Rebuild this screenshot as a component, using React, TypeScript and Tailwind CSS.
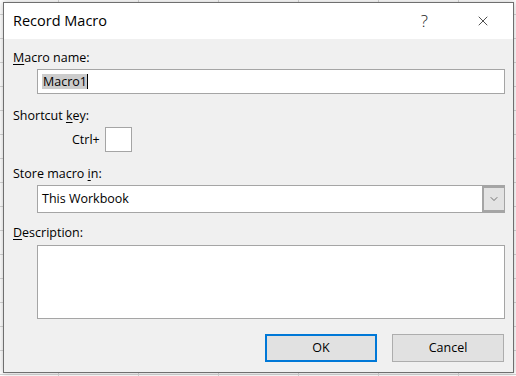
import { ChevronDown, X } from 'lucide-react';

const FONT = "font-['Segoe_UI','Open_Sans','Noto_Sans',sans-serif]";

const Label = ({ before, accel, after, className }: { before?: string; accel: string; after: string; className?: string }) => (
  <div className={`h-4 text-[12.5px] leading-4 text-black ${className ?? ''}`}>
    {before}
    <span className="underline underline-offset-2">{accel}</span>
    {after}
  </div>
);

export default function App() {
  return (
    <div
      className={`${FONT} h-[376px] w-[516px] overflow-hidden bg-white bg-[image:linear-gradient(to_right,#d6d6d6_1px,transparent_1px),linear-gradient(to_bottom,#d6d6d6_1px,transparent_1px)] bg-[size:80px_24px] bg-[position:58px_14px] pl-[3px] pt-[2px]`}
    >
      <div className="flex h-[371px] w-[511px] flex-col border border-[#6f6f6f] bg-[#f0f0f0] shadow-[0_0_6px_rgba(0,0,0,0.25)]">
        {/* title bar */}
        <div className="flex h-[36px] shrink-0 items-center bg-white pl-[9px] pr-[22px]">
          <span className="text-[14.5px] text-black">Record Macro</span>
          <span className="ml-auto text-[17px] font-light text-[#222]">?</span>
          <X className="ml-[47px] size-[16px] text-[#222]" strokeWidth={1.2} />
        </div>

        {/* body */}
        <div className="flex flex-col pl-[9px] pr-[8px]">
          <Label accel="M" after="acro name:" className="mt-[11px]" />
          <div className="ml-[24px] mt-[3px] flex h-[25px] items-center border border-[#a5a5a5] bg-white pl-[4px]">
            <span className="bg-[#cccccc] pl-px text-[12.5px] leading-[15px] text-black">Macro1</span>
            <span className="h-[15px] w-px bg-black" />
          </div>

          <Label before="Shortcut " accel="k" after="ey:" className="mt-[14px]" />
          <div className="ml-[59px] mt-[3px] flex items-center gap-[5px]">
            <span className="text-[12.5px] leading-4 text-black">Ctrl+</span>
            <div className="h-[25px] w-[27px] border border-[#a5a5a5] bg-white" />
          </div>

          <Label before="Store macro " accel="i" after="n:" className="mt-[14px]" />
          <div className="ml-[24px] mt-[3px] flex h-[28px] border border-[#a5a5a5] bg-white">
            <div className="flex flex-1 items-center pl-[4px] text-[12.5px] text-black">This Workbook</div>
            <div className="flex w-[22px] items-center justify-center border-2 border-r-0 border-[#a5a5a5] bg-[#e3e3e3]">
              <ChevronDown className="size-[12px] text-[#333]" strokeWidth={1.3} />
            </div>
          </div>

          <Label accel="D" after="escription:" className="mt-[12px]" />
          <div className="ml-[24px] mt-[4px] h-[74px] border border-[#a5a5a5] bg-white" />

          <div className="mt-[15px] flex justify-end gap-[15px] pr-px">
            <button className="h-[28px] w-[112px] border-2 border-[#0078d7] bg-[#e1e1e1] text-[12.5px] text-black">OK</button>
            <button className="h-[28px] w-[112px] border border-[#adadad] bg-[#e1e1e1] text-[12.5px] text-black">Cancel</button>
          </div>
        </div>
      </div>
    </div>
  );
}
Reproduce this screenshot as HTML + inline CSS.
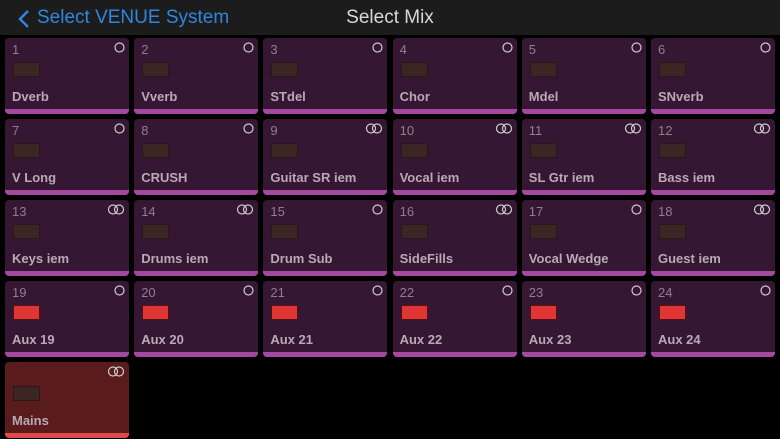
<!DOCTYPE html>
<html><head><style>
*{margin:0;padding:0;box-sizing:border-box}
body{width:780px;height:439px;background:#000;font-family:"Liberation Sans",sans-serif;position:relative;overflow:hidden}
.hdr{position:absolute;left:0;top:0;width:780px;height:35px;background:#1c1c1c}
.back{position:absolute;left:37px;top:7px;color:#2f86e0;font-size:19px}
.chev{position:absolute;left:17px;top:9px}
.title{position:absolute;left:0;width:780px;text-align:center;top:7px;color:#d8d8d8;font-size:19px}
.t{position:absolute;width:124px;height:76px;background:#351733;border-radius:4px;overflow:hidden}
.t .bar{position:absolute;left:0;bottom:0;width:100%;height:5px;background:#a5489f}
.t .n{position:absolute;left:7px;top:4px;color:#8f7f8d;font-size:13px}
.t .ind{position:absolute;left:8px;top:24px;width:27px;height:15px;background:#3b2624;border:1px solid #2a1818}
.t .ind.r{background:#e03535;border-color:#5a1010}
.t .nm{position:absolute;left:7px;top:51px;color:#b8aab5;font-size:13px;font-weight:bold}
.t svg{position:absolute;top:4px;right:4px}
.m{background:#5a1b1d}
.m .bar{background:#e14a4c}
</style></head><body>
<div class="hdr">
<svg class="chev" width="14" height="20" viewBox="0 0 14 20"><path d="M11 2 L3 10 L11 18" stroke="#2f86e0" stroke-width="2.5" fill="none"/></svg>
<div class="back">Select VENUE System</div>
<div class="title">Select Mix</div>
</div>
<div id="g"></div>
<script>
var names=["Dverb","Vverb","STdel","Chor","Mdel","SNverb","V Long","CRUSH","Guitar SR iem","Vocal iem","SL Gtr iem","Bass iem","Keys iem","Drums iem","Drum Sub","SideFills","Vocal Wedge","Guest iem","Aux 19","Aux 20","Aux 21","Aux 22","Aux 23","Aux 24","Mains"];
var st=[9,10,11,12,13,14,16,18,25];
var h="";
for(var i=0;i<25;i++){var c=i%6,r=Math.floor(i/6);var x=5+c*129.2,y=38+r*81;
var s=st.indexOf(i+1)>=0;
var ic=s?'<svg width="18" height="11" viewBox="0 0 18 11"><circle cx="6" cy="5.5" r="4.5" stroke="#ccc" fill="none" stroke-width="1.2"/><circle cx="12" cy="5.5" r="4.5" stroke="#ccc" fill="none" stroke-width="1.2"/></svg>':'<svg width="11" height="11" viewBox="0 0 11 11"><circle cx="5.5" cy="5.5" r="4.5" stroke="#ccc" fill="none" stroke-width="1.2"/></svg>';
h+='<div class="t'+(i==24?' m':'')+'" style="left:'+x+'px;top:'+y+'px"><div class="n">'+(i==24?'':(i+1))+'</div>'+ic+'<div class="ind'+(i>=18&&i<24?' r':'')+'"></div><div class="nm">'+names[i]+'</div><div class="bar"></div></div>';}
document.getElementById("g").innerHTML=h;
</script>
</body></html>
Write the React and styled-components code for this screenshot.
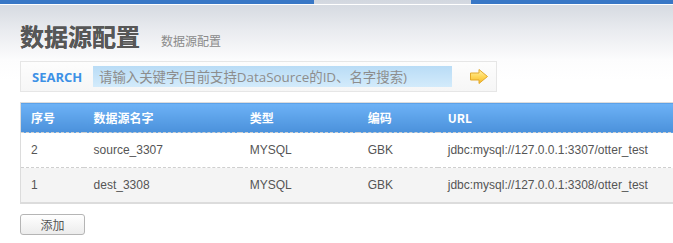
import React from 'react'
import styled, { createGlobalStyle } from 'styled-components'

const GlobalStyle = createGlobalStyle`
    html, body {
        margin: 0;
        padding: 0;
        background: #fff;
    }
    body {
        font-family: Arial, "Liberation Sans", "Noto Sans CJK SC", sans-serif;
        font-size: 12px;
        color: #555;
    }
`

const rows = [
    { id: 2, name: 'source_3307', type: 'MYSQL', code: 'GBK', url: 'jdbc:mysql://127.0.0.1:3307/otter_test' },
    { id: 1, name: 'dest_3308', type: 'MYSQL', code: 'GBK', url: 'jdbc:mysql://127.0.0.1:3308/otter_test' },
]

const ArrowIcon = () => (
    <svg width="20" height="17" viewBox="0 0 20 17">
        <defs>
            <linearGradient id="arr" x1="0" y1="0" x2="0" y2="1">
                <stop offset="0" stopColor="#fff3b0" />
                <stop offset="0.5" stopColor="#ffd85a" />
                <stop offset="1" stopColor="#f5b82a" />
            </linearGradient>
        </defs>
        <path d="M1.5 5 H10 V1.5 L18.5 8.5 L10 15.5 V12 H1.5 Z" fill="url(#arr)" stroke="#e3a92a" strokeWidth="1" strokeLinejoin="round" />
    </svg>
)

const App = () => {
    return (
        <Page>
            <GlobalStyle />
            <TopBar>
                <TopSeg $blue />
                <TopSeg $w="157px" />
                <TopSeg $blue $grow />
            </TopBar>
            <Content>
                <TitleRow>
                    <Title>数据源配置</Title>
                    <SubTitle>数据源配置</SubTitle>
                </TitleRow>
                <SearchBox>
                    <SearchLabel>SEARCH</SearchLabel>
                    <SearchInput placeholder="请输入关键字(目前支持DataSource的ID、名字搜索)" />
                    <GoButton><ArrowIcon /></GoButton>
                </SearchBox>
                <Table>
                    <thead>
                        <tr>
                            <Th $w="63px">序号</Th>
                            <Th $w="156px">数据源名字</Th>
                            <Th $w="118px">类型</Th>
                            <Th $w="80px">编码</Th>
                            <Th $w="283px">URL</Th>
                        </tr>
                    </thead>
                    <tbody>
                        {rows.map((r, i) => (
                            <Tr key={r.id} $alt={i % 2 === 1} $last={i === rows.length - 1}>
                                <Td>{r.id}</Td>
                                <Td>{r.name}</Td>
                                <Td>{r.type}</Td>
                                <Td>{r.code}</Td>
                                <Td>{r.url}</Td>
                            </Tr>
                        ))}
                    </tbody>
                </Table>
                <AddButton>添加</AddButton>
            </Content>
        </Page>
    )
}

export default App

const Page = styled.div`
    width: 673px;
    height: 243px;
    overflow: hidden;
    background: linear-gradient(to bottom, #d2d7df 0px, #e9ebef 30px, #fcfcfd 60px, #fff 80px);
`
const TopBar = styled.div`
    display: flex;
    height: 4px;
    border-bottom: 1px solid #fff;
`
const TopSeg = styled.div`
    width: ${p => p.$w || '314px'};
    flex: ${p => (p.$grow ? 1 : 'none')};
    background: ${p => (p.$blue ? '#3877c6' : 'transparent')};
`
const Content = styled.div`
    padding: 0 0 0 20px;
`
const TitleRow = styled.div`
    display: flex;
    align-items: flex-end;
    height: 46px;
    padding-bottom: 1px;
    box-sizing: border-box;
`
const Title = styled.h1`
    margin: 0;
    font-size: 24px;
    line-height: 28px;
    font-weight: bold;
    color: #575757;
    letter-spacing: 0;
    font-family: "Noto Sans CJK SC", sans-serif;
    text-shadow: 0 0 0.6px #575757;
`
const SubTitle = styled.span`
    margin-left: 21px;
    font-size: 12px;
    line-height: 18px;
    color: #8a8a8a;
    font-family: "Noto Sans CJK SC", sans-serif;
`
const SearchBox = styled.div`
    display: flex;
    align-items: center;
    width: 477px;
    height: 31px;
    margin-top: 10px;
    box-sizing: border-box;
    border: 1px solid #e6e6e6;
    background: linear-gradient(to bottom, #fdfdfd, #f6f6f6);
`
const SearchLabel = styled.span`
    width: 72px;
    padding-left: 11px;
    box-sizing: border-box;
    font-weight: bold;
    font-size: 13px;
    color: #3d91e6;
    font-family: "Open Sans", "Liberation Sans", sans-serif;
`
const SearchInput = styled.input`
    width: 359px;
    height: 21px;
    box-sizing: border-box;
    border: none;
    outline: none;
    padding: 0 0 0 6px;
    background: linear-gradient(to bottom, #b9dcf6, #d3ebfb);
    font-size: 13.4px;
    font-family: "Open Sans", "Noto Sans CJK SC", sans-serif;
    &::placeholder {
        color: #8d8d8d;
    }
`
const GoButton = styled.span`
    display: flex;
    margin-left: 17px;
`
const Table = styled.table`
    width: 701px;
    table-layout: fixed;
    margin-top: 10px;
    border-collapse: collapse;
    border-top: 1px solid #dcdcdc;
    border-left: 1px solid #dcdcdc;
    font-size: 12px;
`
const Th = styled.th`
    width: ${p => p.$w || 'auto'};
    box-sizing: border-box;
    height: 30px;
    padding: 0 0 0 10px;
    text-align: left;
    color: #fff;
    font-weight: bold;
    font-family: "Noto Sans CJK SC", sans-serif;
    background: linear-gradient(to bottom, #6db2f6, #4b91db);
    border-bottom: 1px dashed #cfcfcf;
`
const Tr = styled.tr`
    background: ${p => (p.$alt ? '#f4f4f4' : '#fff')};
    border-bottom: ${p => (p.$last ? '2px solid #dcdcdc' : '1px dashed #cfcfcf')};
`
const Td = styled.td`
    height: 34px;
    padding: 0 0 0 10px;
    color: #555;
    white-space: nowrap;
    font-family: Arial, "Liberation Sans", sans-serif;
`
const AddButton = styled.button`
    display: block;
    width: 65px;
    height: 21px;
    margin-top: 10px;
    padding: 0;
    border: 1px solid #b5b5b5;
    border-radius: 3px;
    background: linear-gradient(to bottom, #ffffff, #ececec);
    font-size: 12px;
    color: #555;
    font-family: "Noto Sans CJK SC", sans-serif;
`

_____

* GIVEN REQUEST
Across the data above, how many lines include the word "code"? Give only the count.

* CORRECT OUTPUT
4